3. System event dedupe weakness

  • src/infra/system-events.ts:90-115
    • enqueueSystemEvent(...) only suppresses consecutive duplicate text:
      • if (entry.lastText === cleaned) return false
    • It stores contextKey, but does not use contextKey for idempotency.
    • After drain, duplicate suppression resets.

This means a replayed exec.finished with the same runId can be accepted again later, even though the code already had a stable idempotency candidate (exec:<runId>).

4. Wake handling is not the primary duplicator

  • src/infra/heartbeat-wake.ts:79-117
    • Wakes are coalesced by (agentId, sessionKey).
    • Duplicate wake requests for the same target collapse to one pending wake entry.
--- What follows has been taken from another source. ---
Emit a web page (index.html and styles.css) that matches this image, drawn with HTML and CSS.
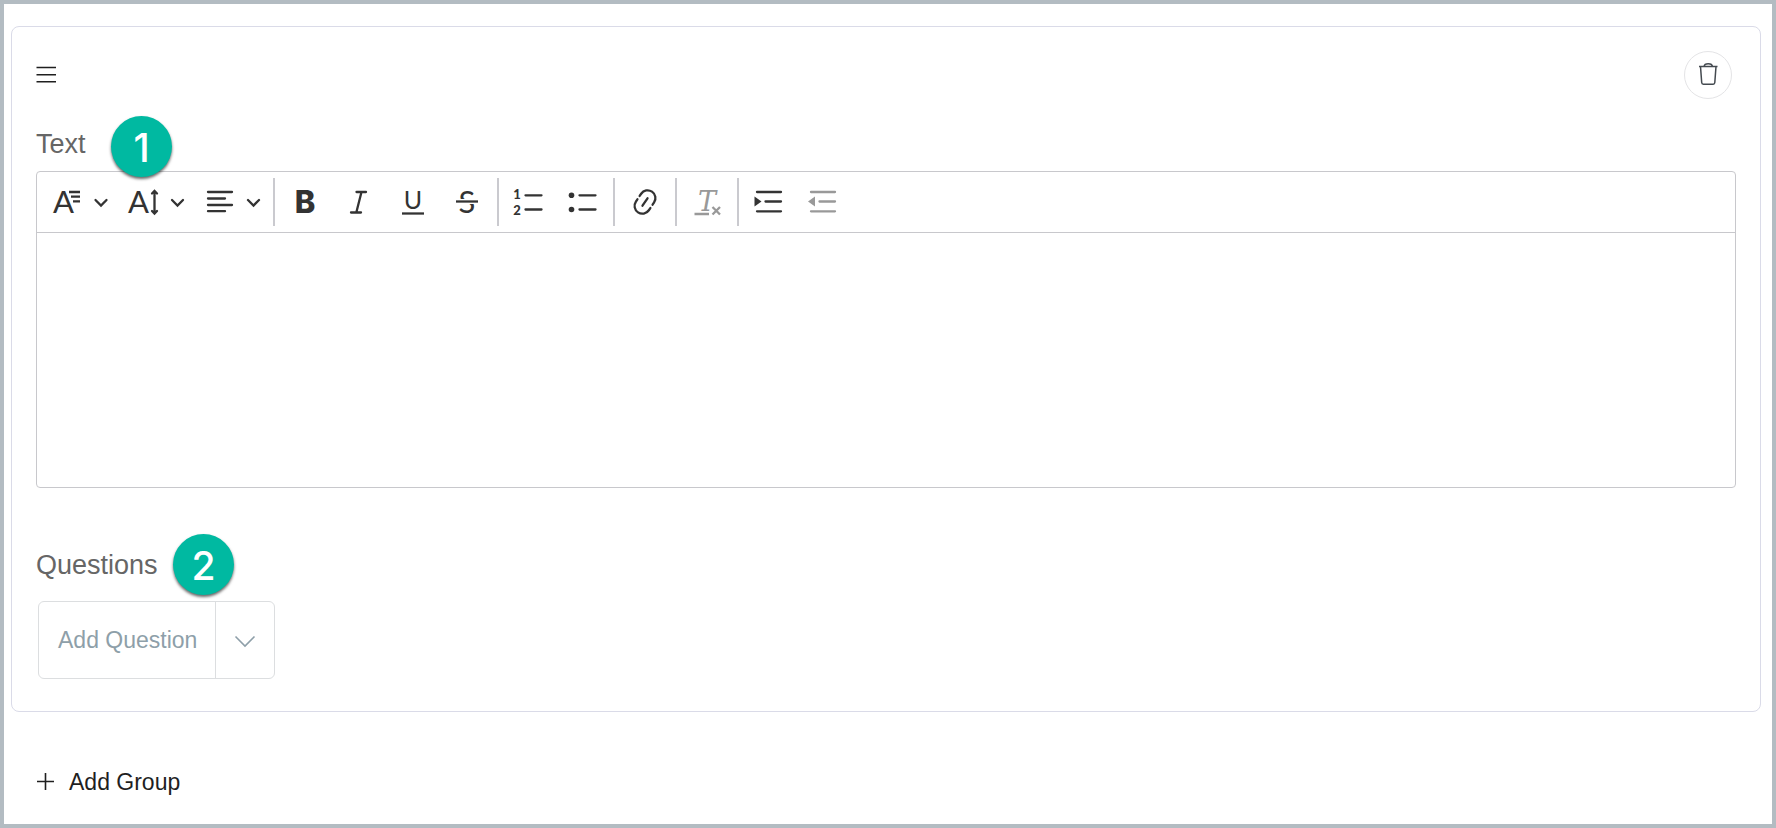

This makes duplicate wake handling alone a weaker explanation than duplicate event ingestion.

5. Heartbeat consumes the event and turns it into prompt input

  • src/infra/heartbeat-runner.ts:535-574
    • Preflight peeks pending system events and classifies exec-event runs.
  • src/auto-reply/reply/session-system-events.ts:86-90
    • drainFormattedSystemEvents(...) drains the queue for the session.
  • src/auto-reply/reply/get-reply-run.ts:400-427
    • The drained system event block is prepended into the agent prompt body.

6. Transcript injection point

  • src/agents/pi-embedded-runner/run/attempt.ts:2000-2017
    • activeSession.prompt(effectivePrompt) submits the full prompt to the embedded PI session.
    • That is the point where the completion-derived prompt becomes a persisted user turn.

So once the same system event is rebuilt into the prompt twice, duplicate LCM user messages are expected.

Why plain outbound delivery retry is less likely

There is a real outbound failure path in the heartbeat runner:

  • src/infra/heartbeat-runner.ts:1194-1242
    • The reply is generated first.
    • Outbound delivery happens later via deliverOutboundPayloads(...).
    • Failure there returns { status: "failed" }.

However, for the same system event queue entry, this alone is not sufficient to explain the duplicate user turns:

  • src/auto-reply/reply/session-system-events.ts:86-90
    • The system event queue is already drained before outbound delivery.

So a channel send retry by itself would not recreate the exact same queued event. It could explain missing/failed external delivery, but not by itself a second identical session user message.

Secondary, lower-confidence possibility

There is a full-run retry loop in the agent runner:

  • src/auto-reply/reply/agent-runner-execution.ts:741-1473
    • Certain transient failures can retry the whole run and resubmit the same commandBody.

That can duplicate a persisted user prompt within the same reply execution if the prompt was already appended before the retry condition triggered.

I rank this lower than duplicate exec.finished ingestion because:

  • the observed gap was around 51 seconds, which looks more like a second wake/turn than an in-process retry;
  • the report already mentions repeated message send failures, which points more toward a separate later turn than an immediate model/runtime retry.

Root Cause Hypothesis

Highest-confidence hypothesis:

  • The keen-nexus completion came through the node exec event path.
  • The same exec.finished was delivered to server-node-events twice.
  • Gateway accepted both because enqueueSystemEvent(...) does not dedupe by contextKey / runId.
  • Each accepted event triggered a heartbeat and was injected as a user turn into the PI transcript.

Proposed Tiny Surgical Fix

If a fix is wanted, the smallest high-value change is:

  • make exec/system-event idempotency honor contextKey for a short horizon, at least for exact (sessionKey, contextKey, text) repeats;
  • or add a dedicated dedupe in server-node-events for exec.finished keyed by (sessionKey, runId, event kind).

That would directly block replayed exec.finished duplicates before they become session turns.